Face Recognition: Eigenfaces

The main idea behind eigenfaces is that we want to learn a low-dimensional space - known as the eigenface subspace - on which we assume the faces intrinsically lie. From there, we can then compare faces within this low-dimensional space in order to perform facial recognition. It’s a relatively simple approach to facial recognition, but indeed one of the most famous and effective ones of the early approaches. It still works well in simple, controlled scenarios.

Assume we have a set of \(m\) images \(\{I_i\}^{m}_{i=1}\), where \(I_i \in \mathcal{G}^{r \times c}\); \(\mathcal{G} = \{0, 1, \dots, 255\}\); and \(r \times c\) is the spatial dimension of the image. The first step to the algorithm is to resize all the images in the set to the same size. Typically, the images are converted to grayscale, since it is assumed that colour is not an important factor. This is clearly debatable, however, for the purposes of this post we will assume that the images are grayscale images.

Each image is then converted to a vector, by appending each row into one long vector. Given an image from the set, we convert it to a vector \(\Gamma_i \in \mathcal{G}^{rc}\).

We then calculate the mean face \(\Psi\):

\[\Psi = \frac{1}{m} \sum_{i=1}^{m} \Gamma_i\]

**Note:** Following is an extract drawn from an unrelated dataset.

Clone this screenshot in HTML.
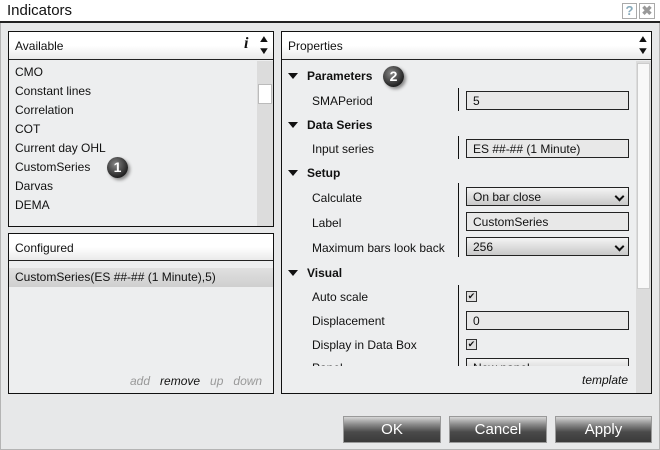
<!DOCTYPE html><html><head><style>
*{box-sizing:border-box;margin:0;padding:0}
body{width:660px;height:450px;overflow:hidden;background:#e7e8e9;font-family:"Liberation Sans",Arial,sans-serif;font-size:12px;color:#111;position:relative}
.a{position:absolute}
#frame{left:0;top:0;width:660px;height:450px;border:1px solid #b4b4b4;border-top:none}
#title{left:0;top:0;width:660px;height:23px;background:#fff;border-bottom:2px solid #222}
.panel{border:1px solid #111;background:#edeeef}
.hdr{left:0;top:0;right:0;height:28px;background:linear-gradient(#fff 0,#fff 50%,#eaeaea 100%);border-bottom:1px solid #222;padding:7px 6px;font-size:12px}
.li{left:6px;font-size:12px}
.btn{top:416px;height:27px;border:1px solid #999;background:linear-gradient(#d6d6d6 0,#8a8a8a 30%,#4a4a4a 60%,#3a3a3a 100%);color:#fff;font-size:15px;text-align:center;line-height:25px}
.lbl{left:30px;font-size:12px}
.sec{left:6px;font-weight:bold;font-size:12px}
.sec:before{content:"";display:inline-block;width:0;height:0;border-left:5px solid transparent;border-right:5px solid transparent;border-top:6px solid #111;margin-right:9px;vertical-align:1px}
.vl{left:176px;width:1px;background:#111}
.in{left:184px;width:163px;height:19px;border:1px solid #222;background:#e8e8e8;padding:2px 6px;font-size:12px}
.dd{background:linear-gradient(#f4f4f4,#c8c8c8)}
.dd:after{content:"";position:absolute;right:5px;top:5px;width:5px;height:5px;border-right:2px solid #111;border-bottom:2px solid #111;transform:rotate(45deg)}
.cb{left:184px;width:11px;height:11px;border:1px solid #333;background:#e0e0e0;font-size:9px;line-height:9px;text-align:center}
.badge{width:21px;height:21px;border-radius:50%;background:radial-gradient(circle at 40% 35%,#888,#222 70%);color:#fff;font-weight:bold;font-size:14px;text-align:center;line-height:21px;box-shadow:2px 2px 3px #888}
.arr{font-size:10px;line-height:12px;transform:scaleX(1.3)}
</style></head><body>
<div class="a" id="frame"></div>
<div class="a" id="title"><span class="a" style="left:7px;top:2px;font-size:15px">Indicators</span>
<div class="a" style="left:622px;top:3px;width:15px;height:16px;border:1px solid #aaa;color:#8ab;font-size:13px;text-align:center;line-height:14px;font-weight:bold">?</div>
<div class="a" style="left:639px;top:3px;width:16px;height:16px;border:1px solid #aaa;color:#999;font-size:13px;text-align:center;line-height:14px;font-weight:bold">✖</div></div>

<div class="a panel" style="left:8px;top:31px;width:266px;height:196px">
<div class="a hdr">Available<span class="a" style="left:235px;top:3px;font-family:'Liberation Serif',serif;font-style:italic;font-weight:bold;font-size:16px">i</span>
<span class="a arr" style="left:250px;top:2px">▲<br>▼</span></div>
<div class="a" style="left:248px;top:29px;width:16px;height:165px;background:#dcdcdc"></div>
<div class="a" style="left:249px;top:52px;width:14px;height:20px;background:#fff;border:1px solid #bbb"></div>
<div class="a li" style="top:33px">CMO</div>
<div class="a li" style="top:52px">Constant lines</div>
<div class="a li" style="top:71px">Correlation</div>
<div class="a li" style="top:90px">COT</div>
<div class="a li" style="top:109px">Current day OHL</div>
<div class="a li" style="top:128px">CustomSeries</div>
<div class="a badge" style="left:98px;top:125px">1</div>
<div class="a li" style="top:147px">Darvas</div>
<div class="a li" style="top:166px">DEMA</div>
</div>

<div class="a panel" style="left:8px;top:233px;width:266px;height:161px">
<div class="a hdr" style="height:27px">Configured</div>
<div class="a" style="left:0;top:34px;width:264px;height:19px;background:linear-gradient(#e0e0e0,#cfcfcf);padding:2px 6px">CustomSeries(ES ##-## (1 Minute),5)</div>
<div class="a" style="left:121px;top:140px;font-style:italic;color:#999">add&nbsp;&nbsp;&nbsp;<span style="color:#111">remove</span>&nbsp;&nbsp;&nbsp;up&nbsp;&nbsp;&nbsp;down</div>
</div>

<div class="a panel" style="left:281px;top:31px;width:371px;height:363px">
<div class="a hdr">Properties<span class="a arr" style="left:356px;top:2px">▲<br>▼</span></div>
<div class="a" style="left:354px;top:29px;width:15px;height:332px;background:#dcdcdc"></div>
<div class="a" style="left:355px;top:31px;width:13px;height:226px;background:#f8f8f8;border:1px solid #ccc"></div>
<div class="a" style="left:0;top:28px;width:354px;height:306px;overflow:hidden">
<div class="a sec" style="top:9px">Parameters</div>
<div class="a badge" style="left:101px;top:6px">2</div>
<div class="a lbl" style="top:34px">SMAPeriod</div>
<div class="a vl" style="top:28px;height:23px"></div>
<div class="a in" style="top:31px">5</div>
<div class="a sec" style="top:58px">Data Series</div>
<div class="a lbl" style="top:82px">Input series</div>
<div class="a vl" style="top:76px;height:23px"></div>
<div class="a in" style="top:79px">ES ##-## (1 Minute)</div>
<div class="a sec" style="top:106px">Setup</div>
<div class="a vl" style="top:123px;height:74px"></div>
<div class="a lbl" style="top:131px">Calculate</div>
<div class="a in dd" style="top:127px">On bar close</div>
<div class="a lbl" style="top:156px">Label</div>
<div class="a in" style="top:152px">CustomSeries</div>
<div class="a lbl" style="top:181px">Maximum bars look back</div>
<div class="a in dd" style="top:177px">256</div>
<div class="a sec" style="top:206px">Visual</div>
<div class="a vl" style="top:225px;height:90px"></div>
<div class="a lbl" style="top:230px">Auto scale</div>
<div class="a cb" style="top:231px">✔</div>
<div class="a lbl" style="top:254px">Displacement</div>
<div class="a in" style="top:251px">0</div>
<div class="a lbl" style="top:278px">Display in Data Box</div>
<div class="a cb" style="top:279px">✔</div>
<div class="a lbl" style="top:301px">Panel</div>
<div class="a in dd" style="top:298px">New panel</div>
</div>
<div class="a" style="left:300px;top:341px;font-style:italic">template</div>
</div>

<div class="a btn" style="left:343px;width:98px">OK</div>
<div class="a btn" style="left:449px;width:98px">Cancel</div>
<div class="a btn" style="left:555px;width:97px">Apply</div>
</body></html>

We then zero-centre the image vectors \(\Gamma_i\) by subtracting the mean from each. This results in a set of vectors \(\Phi_i\):

\[\Phi_i = \Gamma_i - \Psi\]

We then perform PCA on the matrix \(A\), where \(A\) is given by:

\[A = [\Phi_1 \Phi_2 \cdots \Phi_m] \in \mathbb{R}^{rc \times m}\]

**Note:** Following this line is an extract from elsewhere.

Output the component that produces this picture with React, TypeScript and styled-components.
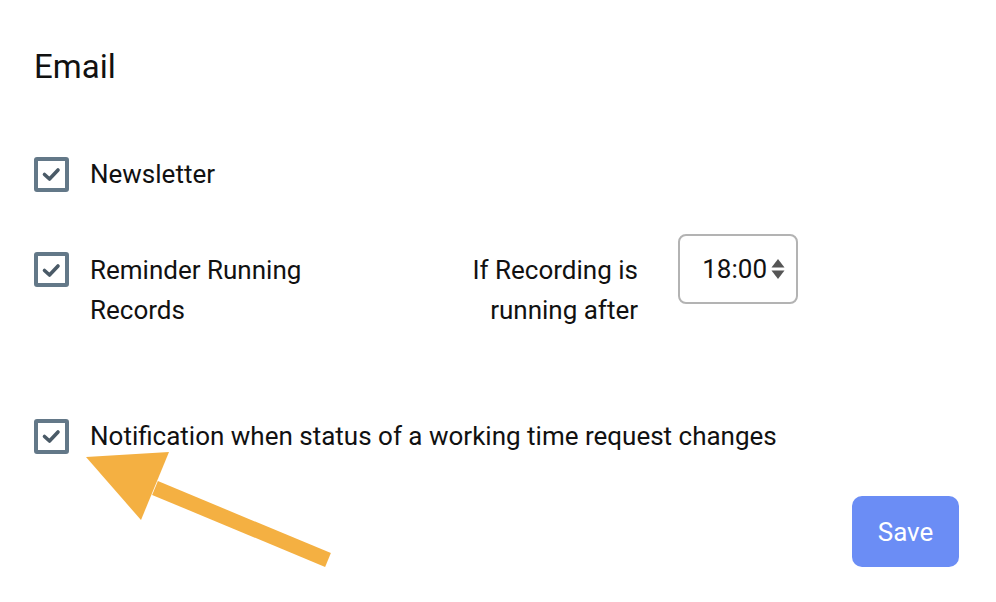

More concretely, we compute the covariance matrix \(C \in \mathbb{R}^{rc \times rc}\):

\[C = \frac{1}{m} \sum_{i=1}^m \Phi_i \Phi_i^T = A A^T\]

We would then typically compute the eigen decomposition of this matrix. However, in the interest of speed, the eigen decomposition is instead computed for \(A^T A \in \mathbb{R}^{m \times m}\). This is mathematically justified since the \(m\) eigenvalues of \(A^T A\) (along with their associated eigenvectors) correspond to the \(m\) largest eigenvalues of \(A A^T\) (along with their associated eigenvectors).

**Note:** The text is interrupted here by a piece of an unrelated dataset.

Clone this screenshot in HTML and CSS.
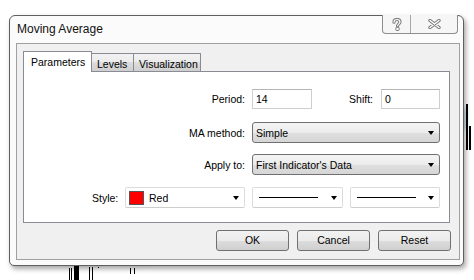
FILE: index.html
```html
<!DOCTYPE html>
<html>
<head>
<meta charset="utf-8">
<link rel="stylesheet" href="styles.css">
</head>
<body>
<div class="desk">
  <div class="chart">
    <span class="glow g1"></span><span class="glow g2"></span><span class="glow g3"></span><span class="glow g4"></span>
    <span class="bar b1"></span><span class="bar b2"></span><span class="bar b3"></span><span class="bar b4"></span>
    <span class="bar b5"></span><span class="bar b6"></span><span class="bar b7"></span><span class="bar b8"></span>
    <span class="bar b9"></span><span class="bar b10"></span>
  </div>
  <div class="window">
    <div class="titlebar">
      <span class="title">Moving Average</span>
      <div class="caption-btns">
        <div class="cbtn help">
          <svg width="10" height="13" viewBox="0 0 10 13">
            <path d="M2 4.2 C2 2 3.4 1.5 5 1.5 C6.8 1.5 8 2.4 8 4 C8 5.6 5.8 6 5.6 7.8" fill="none" stroke="#7a7a7a" stroke-width="3.2" stroke-linecap="round"/>
            <path d="M2 4.2 C2 2 3.4 1.5 5 1.5 C6.8 1.5 8 2.4 8 4 C8 5.6 5.8 6 5.6 7.8" fill="none" stroke="#fff" stroke-width="1.2" stroke-linecap="round"/>
            <rect x="3.9" y="9.3" width="3.2" height="3.2" rx="0.6" fill="#fff" stroke="#7a7a7a" stroke-width="1"/>
          </svg>
        </div>
        <div class="cbtn close">
          <svg width="13" height="10" viewBox="0 0 13 10">
            <path d="M2 1.5 L11 8.5 M11 1.5 L2 8.5" fill="none" stroke="#7a7a7a" stroke-width="3.4" stroke-linecap="round"/>
            <path d="M2 1.5 L11 8.5 M11 1.5 L2 8.5" fill="none" stroke="#fff" stroke-width="1.4" stroke-linecap="round"/>
          </svg>
        </div>
      </div>
    </div>
    <div class="client">
      <div class="tabs">
        <div class="tab active">Parameters</div>
        <div class="tab">Levels</div>
        <div class="tab">Visualization</div>
      </div>
      <div class="panel">
        <div class="row r1">
          <span class="label">Period:</span>
          <div class="input w-period">14</div>
          <span class="label shift">Shift:</span>
          <div class="input w-shift">0</div>
        </div>
        <div class="row r2">
          <span class="label">MA method:</span>
          <div class="combo w-wide"><span>Simple</span><i class="arrow"></i></div>
        </div>
        <div class="row r3">
          <span class="label">Apply to:</span>
          <div class="combo w-wide"><span>First Indicator's Data</span><i class="arrow"></i></div>
        </div>
        <div class="row r4">
          <span class="label style-label">Style:</span>
          <div class="owner w-color"><span class="swatch"></span><span class="owner-text">Red</span><i class="arrow"></i></div>
          <div class="owner w-line1"><span class="line"></span><i class="arrow"></i></div>
          <div class="owner w-line2"><span class="line"></span><i class="arrow"></i></div>
        </div>
      </div>
      <div class="buttons">
        <div class="btn">OK</div>
        <div class="btn">Cancel</div>
        <div class="btn">Reset</div>
      </div>
    </div>
  </div>
</div>
</body>
</html>
```

FILE: styles.css
```css
* { box-sizing: border-box; }
html, body { margin: 0; padding: 0; background: #fff; }
body {
  width: 474px; height: 280px; overflow: hidden;
  font-family: "Liberation Sans", Arial, sans-serif;
  font-size: 10.5px; color: #000;
}
.desk {
  position: relative;
  width: 474px; height: 280px;
  padding: 15px 0 0 9px;
}

/* background chart fragments */
.chart { position: absolute; inset: 0; }
.bar { position: absolute; background: #000; }
.glow { position: absolute; background: #bcd2e6; border-radius: 3px; filter: blur(1.5px); opacity: .8; }
.g1 { left: 462px; top: 108px; width: 4px; height: 22px; }
.g2 { left: 68px; top: 261px; width: 14px; height: 4px; }
.g3 { left: 88px; top: 261px; width: 14px; height: 4px; }
.g4 { left: 121px; top: 261px; width: 26px; height: 4px; }
.b1 { left: 466px; top: 104px; width: 2px; height: 46px; }
.b2 { left: 469px; top: 126px; width: 2px; height: 24px; }
.b3 { left: 69px; top: 268px; width: 1px; height: 12px; }
.b4 { left: 71px; top: 268px; width: 1px; height: 12px; }
.b5 { left: 74px; top: 266px; width: 5px; height: 14px; }
.b6 { left: 89px; top: 267px; width: 1px; height: 13px; }
.b7 { left: 92px; top: 267px; width: 1px; height: 13px; }
.b8 { left: 98px; top: 267px; width: 1px; height: 1px; }
.b9 { left: 130px; top: 268px; width: 1px; height: 6px; }
.b10 { left: 134px; top: 268px; width: 1px; height: 6px; }

/* window */
.window {
  position: relative;
  width: 455px;
  border: 1px solid #5f5f5f;
  border-radius: 6px 6px 5px 5px;
  background: #fbfbfb;
  box-shadow: 2px 3px 5px rgba(0,0,0,.35);
  padding-bottom: 5px;
}
.titlebar {
  height: 27px;
  display: flex;
  justify-content: space-between;
  align-items: flex-start;
}
.title {
  font-family: "Liberation Sans", Arial, sans-serif;
  font-size: 12px;
  color: #111;
  padding: 6px 0 0 7px;
}
.caption-btns {
  display: flex;
  margin-right: 5px;
  margin-top: -1px;
  border: 1px solid #8e8e8e;
  border-top: none;
  border-radius: 0 0 4px 4px;
  background: #f6f6f6;
  height: 19px;
}
.cbtn { display: flex; align-items: center; justify-content: center; height: 18px; }
.help { width: 28px; border-right: 1px solid #a8a8a8; }
.close { width: 46px; }

.client {
  margin-left: 6px;
  width: 444px;
  height: 217px;
  border: 1px solid #a0a0a0;
  background: #f0f0f0;
  padding: 7px 8px 0 6px;
  display: flex;
  flex-direction: column;
}

/* tabs */
.tabs { display: flex; align-items: flex-end; height: 20px; position: relative; z-index: 1; }
.tab {
  height: 18px;
  border: 1px solid #898c95;
  border-bottom: none;
  border-left: none;
  background: linear-gradient(#f2f2f2 0%, #ebebeb 50%, #dddddd 50%, #cfcfcf 100%);
  padding: 3px 5px 0 5px;
  line-height: 14px;
}
.tab.active {
  height: 21px;
  margin-bottom: -1px;
  background: #fff;
  border-left: 1px solid #898c95;
  padding: 3px 8px 0 7px;
  width: 69px;
}
.tab:nth-child(2) { width: 42px; }
.tab:nth-child(3) { width: 67px; }

.panel {
  width: 427px;
  height: 152px;
  border: 1px solid #898c95;
  background: #fff;
  padding-top: 17px;
}
.row { display: flex; align-items: center; }
.r1 { height: 20px; }
.r2 { height: 21px; margin-top: 13px; }
.r3 { height: 21px; margin-top: 11px; }
.r4 { height: 21px; margin-top: 12px; padding-left: 68px; }
.label { width: 221px; text-align: right; margin-right: 7px; flex: none; }
.label.shift { width: 61px; margin-right: 8px; }
.label.style-label { width: 33px; text-align: left; margin-right: 0; }

.input {
  height: 20px;
  border: 1px solid #cfcfcf;
  border-top-color: #b5b5b5;
  background: #fff;
  padding: 3px 0 0 3px;
  line-height: 13px;
}
.w-period { width: 60px; }
.w-shift { width: 59px; }

.combo {
  height: 21px;
  border: 1px solid #707070;
  border-radius: 3px;
  background: linear-gradient(#f4f4f4 0%, #ececec 50%, #dfdfdf 50%, #d6d6d6 100%);
  display: flex; align-items: center; justify-content: space-between;
  padding: 0 5px 0 3px;
}
.w-wide { width: 188px; }
.arrow {
  width: 0; height: 0;
  border-left: 3.5px solid transparent;
  border-right: 3.5px solid transparent;
  border-top: 4px solid #000;
  flex: none;
}

.owner {
  height: 21px;
  border: 1px solid #dcdcdc;
  border-bottom-color: #cdcdcd;
  border-radius: 2px;
  background: #fff;
  display: flex; align-items: center;
  padding: 0 5px 0 3px;
  margin-right: 7px;
}
.w-color { width: 120px; }
.w-line1 { width: 91px; }
.w-line2 { width: 90px; margin-right: 0; }
.swatch { width: 15px; height: 14px; background: #ff0000; border: 1px solid #555; flex: none; }
.owner-text { margin-left: 5px; flex: 1; }
.line { height: 1px; background: #000; margin-left: 3px; width: 59px; }
.owner .line + .arrow { margin-left: auto; }

.buttons {
  display: flex;
  justify-content: flex-end;
  gap: 8px;
  margin-top: 7px;
}
.btn {
  width: 73px; height: 21px;
  border: 1px solid #707070;
  border-radius: 3px;
  background: linear-gradient(#f2f2f2 0%, #ebebeb 50%, #dddddd 50%, #cfcfcf 100%);
  text-align: center;
  line-height: 19px;
}
```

We then retain the first \(k\) principal components: the \(k\) eigenvectors with largest associated absolute eigenvalues. This corresponds to a matrix \(V \in \mathbb{R}^{m \times k}\), where the columns of the matrix are these chosen eigenvectors. We then compute the so-called projection matrix \(U \in \mathbb{R}^{rc \times k}\):

\[U = A V\]

Lastly, we can finally find the eigenface subspace \(\Omega \in \mathbb{R}^{k \times m}\):

\[\Omega = U^T A\]

Now, for the actual facial recognition part! Consider a resized grayscale test image \(I \in \mathcal{G}^{r \times c}\). We reshape this into a vector:

\[\Gamma \in \mathcal{G}^{rc \times 1}\]

We then mean-normalise:

\[\Phi = \Gamma - \Psi\]

Finally, we project the test face onto the eigenface subspace (i.e. the linear manifold learned by PCA):

\[\hat{\Phi} = U^T \Phi\]

Given this projected face, we can find which face it is closest to in the eigenface subspace, and classify it as that that person’s face:

\[\text{prediction} = \argmin_{i} ||\Omega_i - \hat{\Phi}||_2\]

where \(\Omega_i\) is the \(i^{\text{th}}\) face in the eigenface subspace. It is clear that this is using Euclidean distance, as this is the metric used in the classical eigenface algorithm. We can, however, instead opt for \(L_1\) distance or any other distance metric.